Look through the records below, and copy out every line that holds the string "TypeScript".
----------
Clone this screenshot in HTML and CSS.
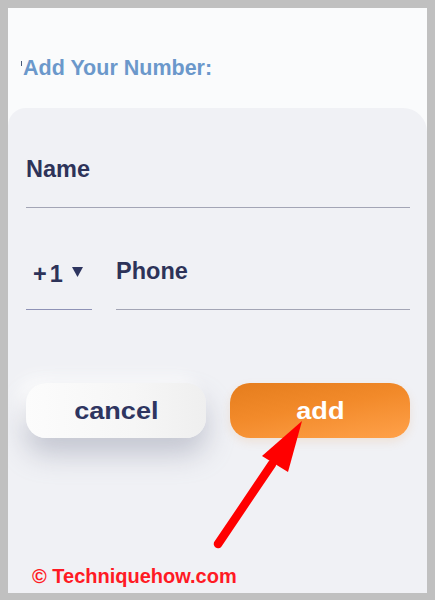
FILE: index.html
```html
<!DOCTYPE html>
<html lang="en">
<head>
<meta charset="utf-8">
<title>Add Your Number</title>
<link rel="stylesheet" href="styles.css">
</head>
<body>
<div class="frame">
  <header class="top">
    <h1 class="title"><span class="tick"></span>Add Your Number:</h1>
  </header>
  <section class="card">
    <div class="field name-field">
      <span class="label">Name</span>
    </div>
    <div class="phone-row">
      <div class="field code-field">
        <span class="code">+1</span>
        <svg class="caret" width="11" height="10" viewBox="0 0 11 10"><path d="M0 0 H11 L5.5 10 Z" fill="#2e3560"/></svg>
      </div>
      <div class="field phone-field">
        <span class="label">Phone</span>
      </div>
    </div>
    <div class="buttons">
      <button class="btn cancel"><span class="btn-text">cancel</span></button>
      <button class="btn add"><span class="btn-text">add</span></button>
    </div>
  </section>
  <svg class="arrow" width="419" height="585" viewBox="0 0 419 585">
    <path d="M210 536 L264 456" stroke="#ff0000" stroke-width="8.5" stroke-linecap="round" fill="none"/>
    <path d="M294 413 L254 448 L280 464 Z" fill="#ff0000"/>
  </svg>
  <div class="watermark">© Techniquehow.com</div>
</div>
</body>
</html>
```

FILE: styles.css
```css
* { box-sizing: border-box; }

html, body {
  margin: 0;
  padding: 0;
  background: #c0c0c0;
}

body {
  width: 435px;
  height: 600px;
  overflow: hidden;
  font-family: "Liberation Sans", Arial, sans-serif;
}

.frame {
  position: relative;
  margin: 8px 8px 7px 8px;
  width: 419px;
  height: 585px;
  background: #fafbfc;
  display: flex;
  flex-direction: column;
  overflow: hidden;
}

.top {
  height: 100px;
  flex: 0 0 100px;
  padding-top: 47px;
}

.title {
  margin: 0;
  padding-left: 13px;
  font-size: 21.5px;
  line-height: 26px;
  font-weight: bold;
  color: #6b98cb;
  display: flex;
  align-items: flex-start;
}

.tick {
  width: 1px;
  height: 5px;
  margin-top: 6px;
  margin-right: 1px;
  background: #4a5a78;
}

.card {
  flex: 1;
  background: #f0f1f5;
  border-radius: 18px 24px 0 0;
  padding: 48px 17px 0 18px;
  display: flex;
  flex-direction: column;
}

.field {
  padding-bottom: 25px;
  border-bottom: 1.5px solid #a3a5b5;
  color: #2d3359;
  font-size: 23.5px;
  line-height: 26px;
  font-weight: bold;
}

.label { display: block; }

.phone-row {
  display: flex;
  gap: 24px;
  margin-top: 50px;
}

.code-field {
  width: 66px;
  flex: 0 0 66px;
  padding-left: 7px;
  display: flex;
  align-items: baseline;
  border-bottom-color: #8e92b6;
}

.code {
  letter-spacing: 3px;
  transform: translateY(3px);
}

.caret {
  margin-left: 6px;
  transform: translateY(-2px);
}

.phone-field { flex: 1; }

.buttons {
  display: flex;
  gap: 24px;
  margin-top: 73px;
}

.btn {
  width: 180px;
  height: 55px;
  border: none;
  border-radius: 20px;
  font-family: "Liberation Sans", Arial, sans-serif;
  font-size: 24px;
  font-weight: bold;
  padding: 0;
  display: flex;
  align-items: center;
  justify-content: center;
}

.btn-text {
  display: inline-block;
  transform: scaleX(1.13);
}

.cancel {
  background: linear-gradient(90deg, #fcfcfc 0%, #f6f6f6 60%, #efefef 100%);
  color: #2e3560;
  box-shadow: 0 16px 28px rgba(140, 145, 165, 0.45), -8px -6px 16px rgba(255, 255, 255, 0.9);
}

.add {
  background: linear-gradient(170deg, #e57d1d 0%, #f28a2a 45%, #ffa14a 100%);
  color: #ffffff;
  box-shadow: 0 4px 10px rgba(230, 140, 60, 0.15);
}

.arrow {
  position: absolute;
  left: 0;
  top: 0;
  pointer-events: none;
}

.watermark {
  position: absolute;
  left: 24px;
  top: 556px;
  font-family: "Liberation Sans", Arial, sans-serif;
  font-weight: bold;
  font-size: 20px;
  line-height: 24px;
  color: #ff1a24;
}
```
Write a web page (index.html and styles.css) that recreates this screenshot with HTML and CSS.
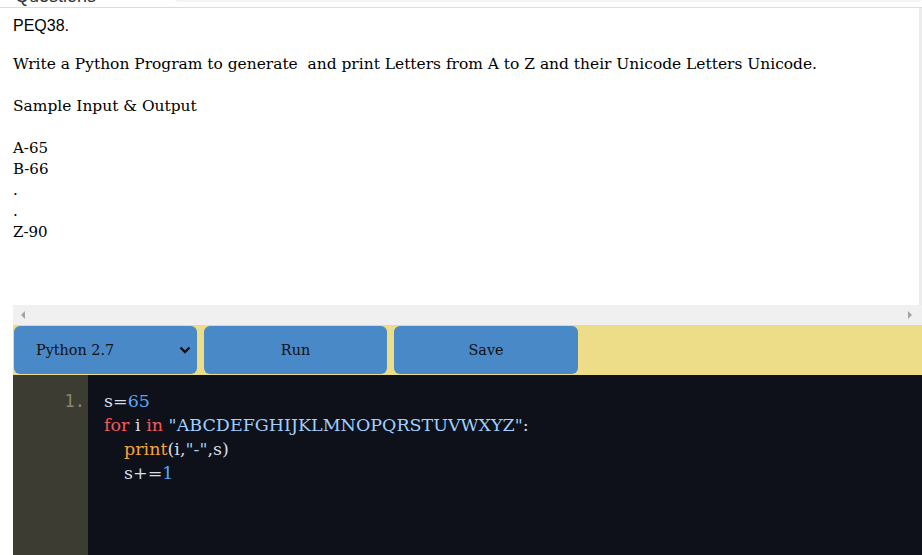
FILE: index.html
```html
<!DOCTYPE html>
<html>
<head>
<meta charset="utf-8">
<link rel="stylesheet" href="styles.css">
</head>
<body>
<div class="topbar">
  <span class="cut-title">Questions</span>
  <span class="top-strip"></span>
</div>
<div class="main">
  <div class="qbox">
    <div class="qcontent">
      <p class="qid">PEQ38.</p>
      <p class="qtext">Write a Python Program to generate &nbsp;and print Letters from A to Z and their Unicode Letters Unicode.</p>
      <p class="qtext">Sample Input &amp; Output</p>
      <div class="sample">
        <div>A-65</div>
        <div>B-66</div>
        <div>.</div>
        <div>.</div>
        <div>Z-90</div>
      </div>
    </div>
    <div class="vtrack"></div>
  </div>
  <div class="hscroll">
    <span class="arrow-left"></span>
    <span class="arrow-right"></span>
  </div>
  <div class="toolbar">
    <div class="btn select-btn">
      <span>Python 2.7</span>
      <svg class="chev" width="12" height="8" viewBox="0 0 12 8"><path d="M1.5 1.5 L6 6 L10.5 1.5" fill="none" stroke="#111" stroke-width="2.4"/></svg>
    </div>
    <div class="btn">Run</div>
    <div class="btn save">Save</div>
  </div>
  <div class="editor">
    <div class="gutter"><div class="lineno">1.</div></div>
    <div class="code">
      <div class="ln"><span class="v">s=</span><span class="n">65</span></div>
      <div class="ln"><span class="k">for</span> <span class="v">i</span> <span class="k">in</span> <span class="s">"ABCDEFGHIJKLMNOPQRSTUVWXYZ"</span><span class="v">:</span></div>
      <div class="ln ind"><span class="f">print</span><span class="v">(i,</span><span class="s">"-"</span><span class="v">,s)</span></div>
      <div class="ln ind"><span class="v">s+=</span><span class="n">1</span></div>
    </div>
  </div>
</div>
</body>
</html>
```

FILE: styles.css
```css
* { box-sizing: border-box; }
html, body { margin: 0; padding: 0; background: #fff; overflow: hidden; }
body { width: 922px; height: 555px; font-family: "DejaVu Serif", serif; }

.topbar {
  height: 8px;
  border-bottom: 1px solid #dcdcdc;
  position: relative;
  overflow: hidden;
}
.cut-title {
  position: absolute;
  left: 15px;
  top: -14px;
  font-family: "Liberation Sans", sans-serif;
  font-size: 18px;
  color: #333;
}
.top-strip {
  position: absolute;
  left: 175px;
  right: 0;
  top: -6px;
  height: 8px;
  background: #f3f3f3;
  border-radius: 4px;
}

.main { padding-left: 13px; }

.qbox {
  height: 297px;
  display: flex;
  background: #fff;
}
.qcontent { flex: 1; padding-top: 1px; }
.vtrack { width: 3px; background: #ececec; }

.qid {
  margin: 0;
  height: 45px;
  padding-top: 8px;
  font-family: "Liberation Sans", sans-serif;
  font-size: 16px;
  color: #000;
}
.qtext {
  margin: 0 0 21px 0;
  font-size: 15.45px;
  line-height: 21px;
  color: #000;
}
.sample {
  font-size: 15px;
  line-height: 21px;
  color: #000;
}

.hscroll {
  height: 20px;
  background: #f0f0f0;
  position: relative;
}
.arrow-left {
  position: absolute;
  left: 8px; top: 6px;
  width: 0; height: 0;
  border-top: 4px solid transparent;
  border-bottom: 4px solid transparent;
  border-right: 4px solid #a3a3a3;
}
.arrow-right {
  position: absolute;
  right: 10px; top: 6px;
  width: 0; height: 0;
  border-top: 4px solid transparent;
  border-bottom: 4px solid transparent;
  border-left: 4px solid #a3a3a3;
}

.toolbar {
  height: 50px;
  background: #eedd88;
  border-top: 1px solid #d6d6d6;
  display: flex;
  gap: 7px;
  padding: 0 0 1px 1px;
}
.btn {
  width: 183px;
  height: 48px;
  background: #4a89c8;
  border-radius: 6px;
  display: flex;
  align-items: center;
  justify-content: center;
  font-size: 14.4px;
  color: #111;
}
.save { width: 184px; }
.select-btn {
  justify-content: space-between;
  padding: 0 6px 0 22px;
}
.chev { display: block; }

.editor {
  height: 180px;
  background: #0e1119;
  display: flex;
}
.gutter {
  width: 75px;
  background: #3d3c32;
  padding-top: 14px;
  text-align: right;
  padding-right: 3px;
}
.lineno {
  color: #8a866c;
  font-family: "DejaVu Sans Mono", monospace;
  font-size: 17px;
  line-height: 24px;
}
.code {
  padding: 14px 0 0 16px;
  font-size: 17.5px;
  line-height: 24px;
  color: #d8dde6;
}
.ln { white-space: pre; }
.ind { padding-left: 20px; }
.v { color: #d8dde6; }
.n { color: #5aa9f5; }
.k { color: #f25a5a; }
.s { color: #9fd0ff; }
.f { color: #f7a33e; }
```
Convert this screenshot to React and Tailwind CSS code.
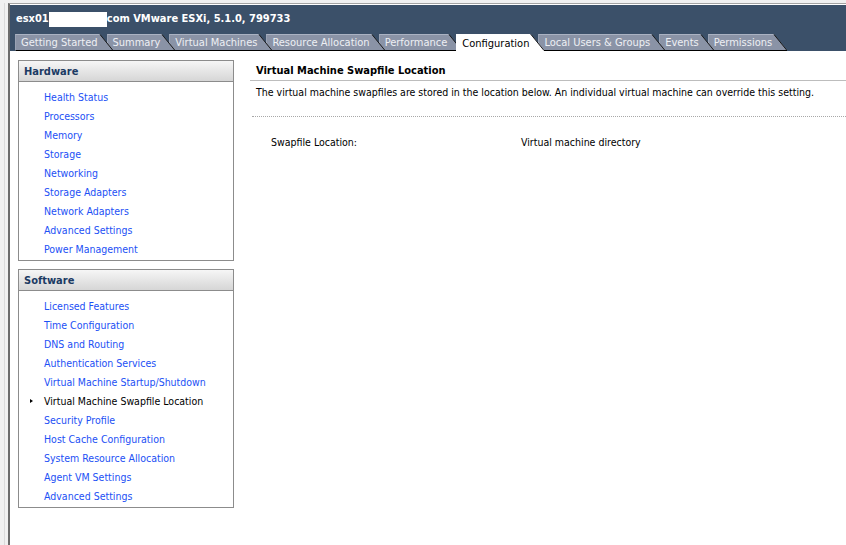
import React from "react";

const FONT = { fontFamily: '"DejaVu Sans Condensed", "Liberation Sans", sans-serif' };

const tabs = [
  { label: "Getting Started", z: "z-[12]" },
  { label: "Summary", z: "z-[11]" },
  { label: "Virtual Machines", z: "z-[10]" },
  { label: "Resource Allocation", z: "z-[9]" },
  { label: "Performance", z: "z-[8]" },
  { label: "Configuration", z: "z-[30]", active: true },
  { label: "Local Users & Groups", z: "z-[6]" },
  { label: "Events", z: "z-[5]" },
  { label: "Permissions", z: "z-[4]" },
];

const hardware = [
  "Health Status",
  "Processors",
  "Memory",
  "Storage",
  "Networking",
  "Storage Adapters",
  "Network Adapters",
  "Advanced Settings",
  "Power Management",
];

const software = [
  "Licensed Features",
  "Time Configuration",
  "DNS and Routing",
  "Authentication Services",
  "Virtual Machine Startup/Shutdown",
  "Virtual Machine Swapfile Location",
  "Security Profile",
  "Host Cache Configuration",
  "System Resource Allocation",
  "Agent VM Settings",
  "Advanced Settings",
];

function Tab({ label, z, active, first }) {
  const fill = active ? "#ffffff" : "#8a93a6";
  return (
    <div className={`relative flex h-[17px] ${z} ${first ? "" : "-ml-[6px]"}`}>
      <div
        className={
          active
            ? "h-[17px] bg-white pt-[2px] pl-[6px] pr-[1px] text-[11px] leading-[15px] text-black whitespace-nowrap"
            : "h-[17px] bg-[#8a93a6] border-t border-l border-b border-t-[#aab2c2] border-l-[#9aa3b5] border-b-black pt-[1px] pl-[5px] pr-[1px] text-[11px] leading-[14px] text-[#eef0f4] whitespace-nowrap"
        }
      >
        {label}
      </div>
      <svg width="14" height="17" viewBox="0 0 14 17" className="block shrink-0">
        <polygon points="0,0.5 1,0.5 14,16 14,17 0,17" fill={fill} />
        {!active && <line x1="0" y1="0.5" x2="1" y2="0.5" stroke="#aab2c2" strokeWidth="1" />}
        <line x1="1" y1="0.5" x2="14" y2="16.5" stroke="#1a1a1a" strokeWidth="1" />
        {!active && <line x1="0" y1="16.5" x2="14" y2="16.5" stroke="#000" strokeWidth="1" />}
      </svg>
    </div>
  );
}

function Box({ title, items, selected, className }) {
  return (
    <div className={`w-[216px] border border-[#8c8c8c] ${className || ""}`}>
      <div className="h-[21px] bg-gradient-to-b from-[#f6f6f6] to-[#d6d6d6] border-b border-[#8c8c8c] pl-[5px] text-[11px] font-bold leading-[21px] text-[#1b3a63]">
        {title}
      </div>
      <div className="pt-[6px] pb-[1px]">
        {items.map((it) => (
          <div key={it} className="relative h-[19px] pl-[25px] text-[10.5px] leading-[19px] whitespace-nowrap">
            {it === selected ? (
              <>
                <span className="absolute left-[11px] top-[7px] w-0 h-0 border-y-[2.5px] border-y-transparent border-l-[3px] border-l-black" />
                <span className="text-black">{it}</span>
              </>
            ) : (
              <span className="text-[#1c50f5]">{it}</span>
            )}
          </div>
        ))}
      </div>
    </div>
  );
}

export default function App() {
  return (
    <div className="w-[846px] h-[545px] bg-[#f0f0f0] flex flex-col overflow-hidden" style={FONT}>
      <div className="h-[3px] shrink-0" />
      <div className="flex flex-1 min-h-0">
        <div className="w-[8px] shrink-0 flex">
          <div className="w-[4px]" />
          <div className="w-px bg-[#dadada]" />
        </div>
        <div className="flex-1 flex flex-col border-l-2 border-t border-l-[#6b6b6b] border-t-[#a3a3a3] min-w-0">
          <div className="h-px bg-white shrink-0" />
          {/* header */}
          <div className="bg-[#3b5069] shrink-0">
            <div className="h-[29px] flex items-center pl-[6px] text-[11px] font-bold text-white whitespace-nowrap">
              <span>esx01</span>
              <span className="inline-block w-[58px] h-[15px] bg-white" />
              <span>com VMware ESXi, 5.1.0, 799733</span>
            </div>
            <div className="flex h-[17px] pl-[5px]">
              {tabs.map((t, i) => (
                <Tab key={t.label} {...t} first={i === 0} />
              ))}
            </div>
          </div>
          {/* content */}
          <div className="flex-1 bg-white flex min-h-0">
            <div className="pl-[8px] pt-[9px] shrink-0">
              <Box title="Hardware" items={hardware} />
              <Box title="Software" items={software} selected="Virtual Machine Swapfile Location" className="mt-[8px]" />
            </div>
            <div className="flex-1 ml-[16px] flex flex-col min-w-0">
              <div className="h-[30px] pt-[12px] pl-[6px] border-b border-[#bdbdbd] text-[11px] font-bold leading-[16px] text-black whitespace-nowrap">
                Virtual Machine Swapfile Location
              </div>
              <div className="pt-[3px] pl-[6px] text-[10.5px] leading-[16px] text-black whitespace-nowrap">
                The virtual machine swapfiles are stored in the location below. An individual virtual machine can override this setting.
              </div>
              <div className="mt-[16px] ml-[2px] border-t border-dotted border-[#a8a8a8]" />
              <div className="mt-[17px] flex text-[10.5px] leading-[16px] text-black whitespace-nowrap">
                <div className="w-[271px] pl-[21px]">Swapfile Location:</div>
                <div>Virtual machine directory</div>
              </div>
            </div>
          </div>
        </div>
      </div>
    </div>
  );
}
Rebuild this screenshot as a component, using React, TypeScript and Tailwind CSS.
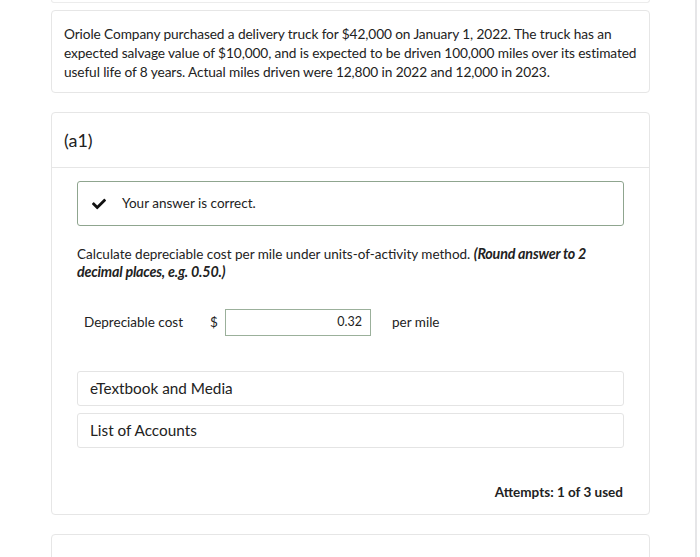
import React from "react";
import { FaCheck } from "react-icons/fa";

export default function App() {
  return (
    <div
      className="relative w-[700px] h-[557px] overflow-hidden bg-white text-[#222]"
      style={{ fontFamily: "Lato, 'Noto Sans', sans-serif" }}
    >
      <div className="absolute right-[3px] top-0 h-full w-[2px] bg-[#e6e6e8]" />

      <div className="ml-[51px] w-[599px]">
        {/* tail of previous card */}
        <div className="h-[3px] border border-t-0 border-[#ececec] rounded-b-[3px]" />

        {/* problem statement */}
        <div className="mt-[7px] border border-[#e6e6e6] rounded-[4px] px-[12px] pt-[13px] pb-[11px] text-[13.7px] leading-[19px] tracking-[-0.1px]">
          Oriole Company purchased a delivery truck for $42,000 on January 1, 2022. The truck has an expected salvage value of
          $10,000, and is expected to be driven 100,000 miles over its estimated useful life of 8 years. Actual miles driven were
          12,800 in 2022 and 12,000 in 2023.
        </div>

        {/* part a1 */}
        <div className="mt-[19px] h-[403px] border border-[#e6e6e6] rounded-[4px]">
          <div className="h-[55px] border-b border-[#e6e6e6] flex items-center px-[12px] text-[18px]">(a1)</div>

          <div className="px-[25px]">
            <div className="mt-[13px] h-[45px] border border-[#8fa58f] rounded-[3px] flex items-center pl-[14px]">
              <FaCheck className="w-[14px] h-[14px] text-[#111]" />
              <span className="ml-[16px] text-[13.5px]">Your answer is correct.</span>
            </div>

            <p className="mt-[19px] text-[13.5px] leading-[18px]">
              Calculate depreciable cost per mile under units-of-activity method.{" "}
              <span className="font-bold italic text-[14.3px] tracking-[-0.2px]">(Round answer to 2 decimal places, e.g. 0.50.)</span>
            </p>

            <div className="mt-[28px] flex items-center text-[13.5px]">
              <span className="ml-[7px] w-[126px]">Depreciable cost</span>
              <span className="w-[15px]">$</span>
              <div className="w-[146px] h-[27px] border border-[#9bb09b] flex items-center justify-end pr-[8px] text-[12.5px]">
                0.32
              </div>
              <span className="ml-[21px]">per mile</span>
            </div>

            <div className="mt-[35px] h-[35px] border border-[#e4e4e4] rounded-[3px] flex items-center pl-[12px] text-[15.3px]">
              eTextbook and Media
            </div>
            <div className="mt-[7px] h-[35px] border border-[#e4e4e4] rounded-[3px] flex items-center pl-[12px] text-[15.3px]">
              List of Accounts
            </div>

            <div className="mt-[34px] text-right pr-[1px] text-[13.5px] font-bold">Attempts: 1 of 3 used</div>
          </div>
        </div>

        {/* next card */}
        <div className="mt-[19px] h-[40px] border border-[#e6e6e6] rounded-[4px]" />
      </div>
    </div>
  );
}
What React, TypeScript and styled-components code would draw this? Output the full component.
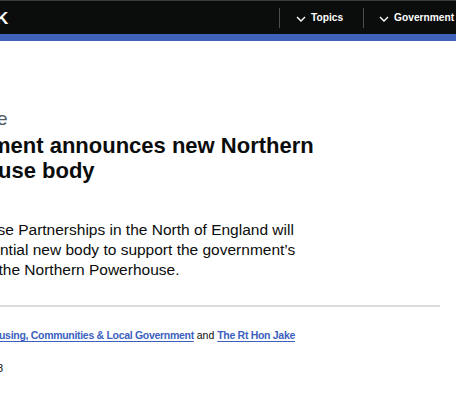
----------
### RIGHT ANSWER:
Rebuild this screenshot as a component, using React, TypeScript and Tailwind CSS.
What React, TypeScript and styled-components code would draw this? Output the full component.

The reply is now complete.